— start Dataset rows —

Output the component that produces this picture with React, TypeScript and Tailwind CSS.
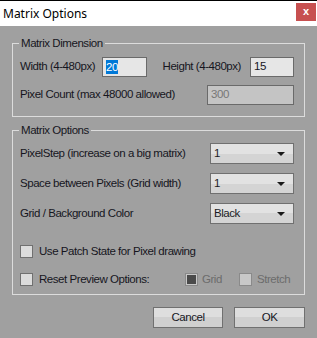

— end Dataset rows —
— start Dataset rows —

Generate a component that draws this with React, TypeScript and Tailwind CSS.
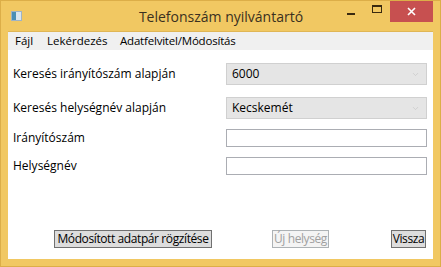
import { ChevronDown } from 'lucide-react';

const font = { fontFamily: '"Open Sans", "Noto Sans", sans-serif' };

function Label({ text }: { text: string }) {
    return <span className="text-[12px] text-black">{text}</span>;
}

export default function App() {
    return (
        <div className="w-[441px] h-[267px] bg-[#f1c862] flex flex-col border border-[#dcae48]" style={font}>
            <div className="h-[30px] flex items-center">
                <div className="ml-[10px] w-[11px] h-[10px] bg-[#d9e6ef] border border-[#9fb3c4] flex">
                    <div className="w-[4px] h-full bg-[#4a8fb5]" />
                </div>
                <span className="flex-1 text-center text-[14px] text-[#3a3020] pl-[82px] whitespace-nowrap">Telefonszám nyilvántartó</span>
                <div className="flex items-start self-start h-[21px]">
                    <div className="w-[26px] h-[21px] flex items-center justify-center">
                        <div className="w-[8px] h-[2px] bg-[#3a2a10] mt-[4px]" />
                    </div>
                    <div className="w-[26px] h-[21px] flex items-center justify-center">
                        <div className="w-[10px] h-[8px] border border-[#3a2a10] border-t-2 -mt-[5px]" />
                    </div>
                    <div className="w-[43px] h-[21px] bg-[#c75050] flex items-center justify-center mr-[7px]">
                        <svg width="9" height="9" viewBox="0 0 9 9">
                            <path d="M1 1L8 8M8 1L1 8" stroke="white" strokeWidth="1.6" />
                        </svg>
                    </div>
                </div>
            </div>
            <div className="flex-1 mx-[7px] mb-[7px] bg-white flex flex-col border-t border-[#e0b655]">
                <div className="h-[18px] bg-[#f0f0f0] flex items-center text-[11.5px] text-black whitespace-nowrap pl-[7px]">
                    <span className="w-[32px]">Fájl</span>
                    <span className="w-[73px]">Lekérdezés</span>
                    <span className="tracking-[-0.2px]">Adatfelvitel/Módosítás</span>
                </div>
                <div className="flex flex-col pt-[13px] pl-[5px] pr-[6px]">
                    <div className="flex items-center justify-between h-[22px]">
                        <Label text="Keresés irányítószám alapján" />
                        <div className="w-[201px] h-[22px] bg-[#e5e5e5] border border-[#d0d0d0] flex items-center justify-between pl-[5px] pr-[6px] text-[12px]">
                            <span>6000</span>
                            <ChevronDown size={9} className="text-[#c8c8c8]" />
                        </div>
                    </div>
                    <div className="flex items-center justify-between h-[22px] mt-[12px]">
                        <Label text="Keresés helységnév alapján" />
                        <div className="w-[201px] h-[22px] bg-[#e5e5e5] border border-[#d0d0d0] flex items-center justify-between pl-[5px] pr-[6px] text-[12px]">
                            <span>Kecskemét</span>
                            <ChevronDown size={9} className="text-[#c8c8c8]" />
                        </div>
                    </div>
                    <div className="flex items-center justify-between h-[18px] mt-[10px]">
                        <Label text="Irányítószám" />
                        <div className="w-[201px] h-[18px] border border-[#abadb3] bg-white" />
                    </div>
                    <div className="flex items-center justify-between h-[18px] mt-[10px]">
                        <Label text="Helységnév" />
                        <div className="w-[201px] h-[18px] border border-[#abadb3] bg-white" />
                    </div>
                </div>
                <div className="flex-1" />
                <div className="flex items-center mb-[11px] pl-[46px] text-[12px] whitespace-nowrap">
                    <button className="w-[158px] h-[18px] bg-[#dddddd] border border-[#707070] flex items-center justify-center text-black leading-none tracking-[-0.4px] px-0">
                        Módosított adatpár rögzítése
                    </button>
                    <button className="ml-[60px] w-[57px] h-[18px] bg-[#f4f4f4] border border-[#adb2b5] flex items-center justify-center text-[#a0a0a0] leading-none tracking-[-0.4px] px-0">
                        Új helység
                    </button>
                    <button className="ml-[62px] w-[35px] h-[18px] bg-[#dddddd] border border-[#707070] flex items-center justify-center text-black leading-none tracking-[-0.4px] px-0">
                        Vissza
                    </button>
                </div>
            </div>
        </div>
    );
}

— end Dataset rows —

**What to do:** Reply with nothing but the number of lines in the data above that contain "Tailwind".

**Result for this exercise:** 2